Hosea prophesied during a dark and melancholic era of Israel's history, the period of the Northern Kingdom's decline and fall in the 8th century BC. According to the book, the apostasy of the people was rampant, having turned away from God in order to serve both the calves of Jeroboam and Baal, a Canaanite god.

The Book of Hosea says that, during Hosea's lifetime, the kings of the Northern Kingdom, their aristocratic supporters, and the priests had led the people away from the Law of God, as given in the Pentateuch. It says that they forsook the worship of God; they worshiped other gods, especially Baal, the Canaanite storm god, and Asherah, a Canaanite fertility goddess. Other sins followed, says the Book, including homicide, perjury, theft, and sexual sin. Hosea declares that unless they repent of these sins, God will allow their nation to be destroyed, and the people will be taken into captivity by Assyria, the greatest nation of the time.

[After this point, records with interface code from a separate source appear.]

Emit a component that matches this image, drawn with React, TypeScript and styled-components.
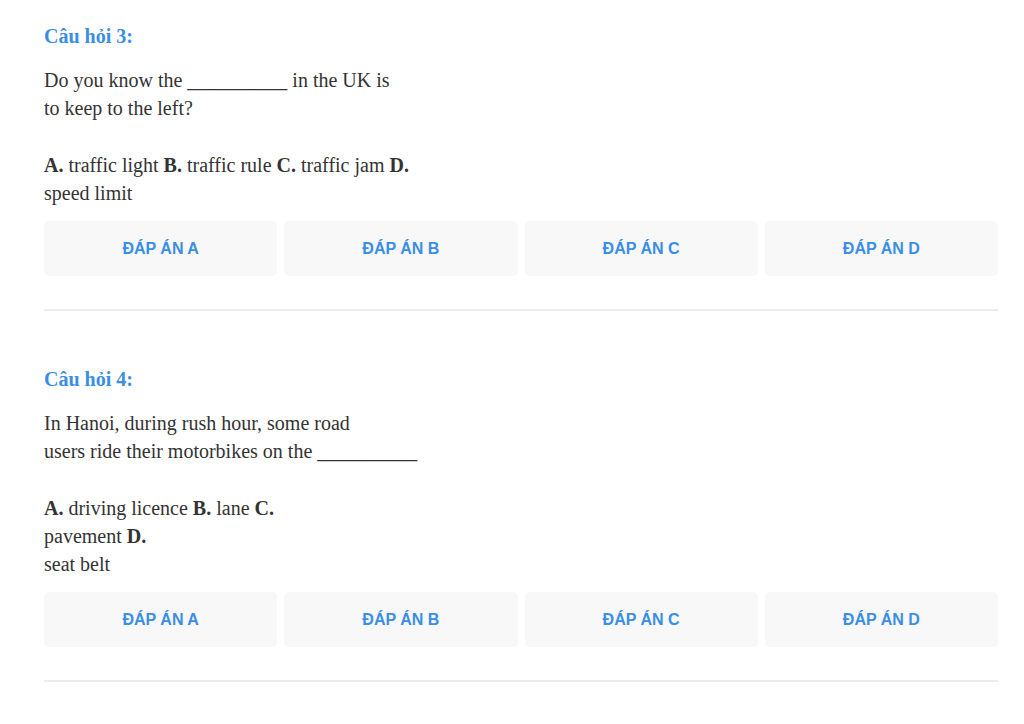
import React from "react";
import styled, { createGlobalStyle } from "styled-components";

const Global = createGlobalStyle`
  html, body { margin: 0; padding: 0; background: #ffffff; }
  body { font-family: "Liberation Serif", "Times New Roman", serif; color: #333333; }
`;

const Page = styled.div`
  padding: 22px 26px 0 44px;
  width: 954px;
`;

const Question = styled.section`
  display: flex;
  flex-direction: column;
`;

const Title = styled.div`
  font-family: "Liberation Serif", "Times New Roman", serif;
  font-weight: bold;
  font-size: 20px;
  line-height: 28px;
  color: #3a8ee4;
  margin-bottom: 16px;
`;

const Para = styled.p<{ $gap?: number }>`
  margin: 0 0 ${(p) => p.$gap ?? 0}px 0;
  font-size: 20px;
  line-height: 28px;
  color: #333333;
`;

const Buttons = styled.div`
  display: grid;
  grid-template-columns: repeat(4, 1fr);
  gap: 7px;
`;

const AnswerButton = styled.button`
  height: 55px;
  border: none;
  border-radius: 5px;
  background: #f8f8f8;
  color: #3a8ee4;
  font-family: "Liberation Sans", Arial, sans-serif;
  font-weight: bold;
  font-size: 16px;
  cursor: pointer;
  display: flex;
  align-items: center;
  justify-content: center;
`;

const Divider = styled.hr`
  border: none;
  height: 2px;
  background: #ececec;
  margin: 33px 0 54px 0;
`;

type Q = {
  n: number;
  text: React.ReactNode;
  options: React.ReactNode;
};

const questions: Q[] = [
  {
    n: 3,
    text: (
      <>
        Do you know the __________ in the UK is
        <br />
        to keep to the left?
      </>
    ),
    options: (
      <>
        <b>A.</b> traffic light <b>B.</b> traffic rule <b>C.</b> traffic jam <b>D.</b>
        <br />
        speed limit
      </>
    ),
  },
  {
    n: 4,
    text: (
      <>
        In Hanoi, during rush hour, some road
        <br />
        users ride their motorbikes on the __________
      </>
    ),
    options: (
      <>
        <b>A.</b> driving licence <b>B.</b> lane <b>C.</b>
        <br />
        pavement <b>D.</b>
        <br />
        seat belt
      </>
    ),
  },
];

export default function App() {
  return (
    <>
      <Global />
      <Page>
        {questions.map((q) => (
          <Question key={q.n}>
            <Title>Câu hỏi {q.n}:</Title>
            <Para $gap={29}>{q.text}</Para>
            <Para $gap={14}>{q.options}</Para>
            <Buttons>
              {["A", "B", "C", "D"].map((l) => (
                <AnswerButton key={l}>ĐÁP ÁN {l}</AnswerButton>
              ))}
            </Buttons>
            <Divider />
          </Question>
        ))}
      </Page>
    </>
  );
}
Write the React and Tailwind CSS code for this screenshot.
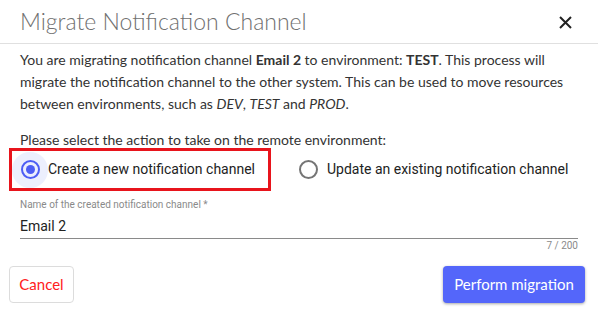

The prophecy of Hosea centers on God's unending love towards a sinful Israel. In this text, God's agony is expressed over his betrayal by Israel. Stephen Cook asserts that the prophetic efforts of this book can be summed up in this passage "I have been the Lord your God ever since the land of Egypt; you know no God but me, and besides me there is no savior". Hosea's job was to speak these words during a time when they had been essentially forgotten.

Summary 
The Book of Hosea contains a number of prophecies and messages for both Judah and Northern Israel (Samaria) from God. These are delivered by the prophet Hosea.

General outline

 Chapters 1–2: Hosea's marriage with Gomer described biographically, which is a metaphor for the relationship with God and Israel.
 Chapter 3: Hosea's marriage described autobiographically; this is possibly a marriage to different women
 Chapters 4–14:9/14:10: Oracle judging Israel, Ephraim in particular, for not living up to the covenant.
No further breakdown of ideas is clear in 4–14:9/14:10. Following this, the prophecy is made that someday this will all be changed, and that God will have pity on Israel.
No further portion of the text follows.